Drawbacks of International Portfolio Management

International Portfolio Management has its share of drawbacks too. The most important ones are listed below.

  1. Unfavorable Exchange Rate Movement

Investors are unable to ignore the probability of exchange rate changes in a foreign country. This is beyond the control of the investors. These changes greatly influence the total value of foreign portfolio and the earnings from the investment. The weakening of currency reduces the value of securities as well.

  1. Frictions in International Financial Market

There may be various kinds of market frictions in a foreign economy. These frictions may result from Governmental control, changing tax laws, and explicit or implicit transaction costs. The fact is governments actively seek to administer international financial flows. To do this, they use different forms of control mechanisms such as taxes on international flows of FDI and applied restrictions on the outflow of funds.

  1. Manipulation of Security Prices

Government and powerful brokers can influence the security prices. Governments can heavily influence the prices by modifying their monetary and fiscal policies. Moreover, public sector institutions and banks swallow a big share of securities traded on stock exchanges.

  1. Unequal Access to Information

Wide cross-cultural differences may be a barrier to GPM. It is difficult to disseminate and acquire the information by the international investors beforehand. If information is tough to obtain, it is difficult to act rationally and in a prudent manner.

Benefits of Portfolio capital flows

Foreign portfolio investment is a type of investment that an investor has abroad. A foreign portfolio investment can include a variety of different assets held in foreign countries, including bonds, stocks, and cash equivalents. They can be managed by finance professionals or directly held by an investor.

Most foreign portfolio investments are passively held by the investor. Though their liquidity does depend on the volatility of the foreign market in which they are held, foreign portfolio investments can be very liquid.

There are many benefits to having a foreign portfolio investment. It offers investors a way to diversify their holdings, and benefit from international investment diversification.

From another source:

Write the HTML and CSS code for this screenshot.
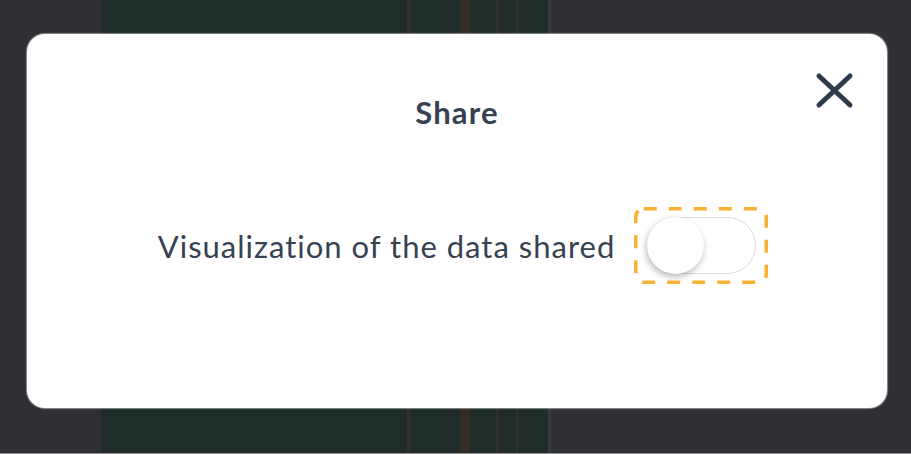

Benefits and costs of portfolio capital flows have been a subject of severe controversy. Private foreign portfolio investment in stocks, equities and bonds has been made by foreign investors in order to get higher return or higher interest on their investment and also to diversify their portfolio in order to reduce risk. Thus, Prof. Todaro rightly writes, “From the investor’s point of view, investing in the stock markets of emerging countries permits them to increase their returns while diversifying their risks.”

In the early 1990s the return on the portfolio investment in the so called ’emerging’ developing countries was quite high, for instance it was 39 per cent during 1988-93 in Latin America which is main recipient of portfolio capital flows. But the high returns were marred by high volatility of stock markets of these countries.

Benefit from Exchange Rate

International currency exchange rates keep changing. Sometimes the currency of the investor’s home country may be strong, and sometimes it may be weak. There are times when a stronger currency in the foreign country where an investor has a portfolio may benefit the investor.

Access to a Bigger Market

Home markets in the United States have become very competitive, as there are many businesses offering similar services. Foreign markets, however, offer a less competitive and sometimes larger market.

Liquidity

Where foreign portfolio investments are very liquid, they can be bought and sold quickly and easily. Higher liquidity means greater buying power for investors, as it gives them access to a ready stream of cash. That means that investors holding foreign portfolio investments are better-positioned to act quickly when good purchase opportunities arise.